MAG has worked in Nigeria since 2016 and now addresses the humanitarian crisis in the north-east of the country through risk education to refugees and internally displaced people.
Why we work in Nigeria
Since hostilities began in 2009, north-east Nigeria and adjacent Cameroon, Chad and Niger have faced a humanitarian crisis with 20,000 people killed and 14.9 million others affected. An estimated 7.7 million, including 4.3 million children, need humanitarian assistance – particularly in Borno State. To date, 1.6 million people have been internally displaced and 200,000 people are refugees in neighbouring countries. More than 900,000 people could not access humanitarian support as of December 2017.
Conflicts between non-state armed groups, including Boko Haram, and security forces have left a large amount of locally-produced landmines and unexploded bombs.
Casualties continue to rise as civilians in vehicles are injured or killed when they drive over improvised landmines, while people on foot activate them when farming, playing or fleeing from villages.
From 1 January 2016 to 31 March 2018, MAG recorded 439 casualties from landmines and unexploded bombs in north-east Nigeria.
It’s estimated almost seven million weapons are held in Nigeria, the majority belonging to civilians.
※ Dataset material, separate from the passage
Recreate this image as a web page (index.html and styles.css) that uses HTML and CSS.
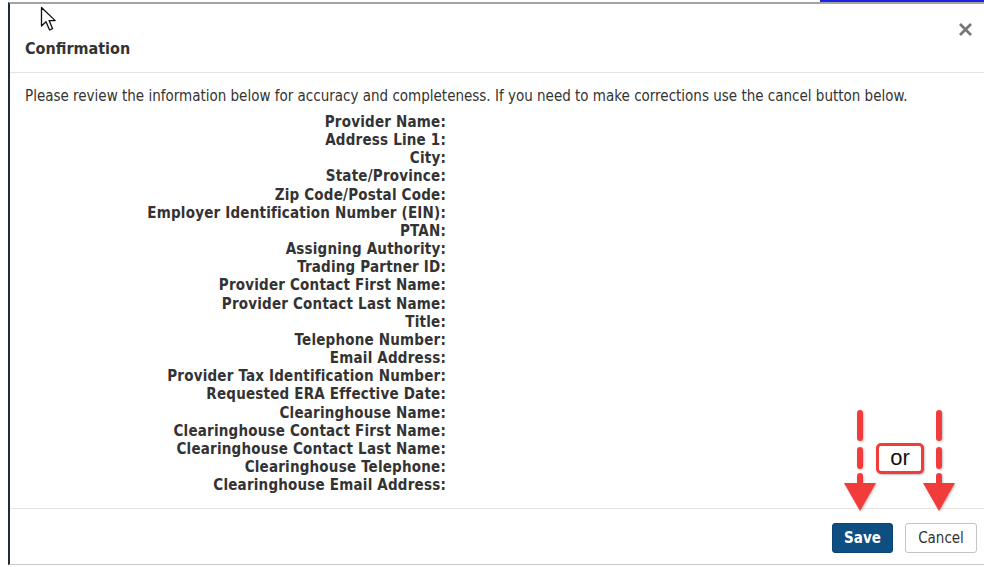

These locally-produced and relatively cheap weapons are often used illegally and can be trafficked through porous borders to fuel other regional conflicts.
MAG’s lessons make us aware of the dangers. We can be more confident now and the information will help us to be safe.
How we help
MAG’s risk education activities encourage at-risk populations to adopt safe behaviours to avoid accidents involving mines and unexploded bombs.
We have been conducting risk education sessions with internally displaced people and host communities in Borno State. From June 2017 to September 2018, we reached over 167,000 people with these sessions, 52 percent were children.
Our research shows that after these sessions, people are much better able to identify explosive devices, which means they are much more likely to stay safe.
On the weapons and ammunition management side, we provide armouries, carry out technical assessments at weapons and ammunition storage sites, weapons cutting as well as training of armed and security forces personnel in armoury storekeeping and management.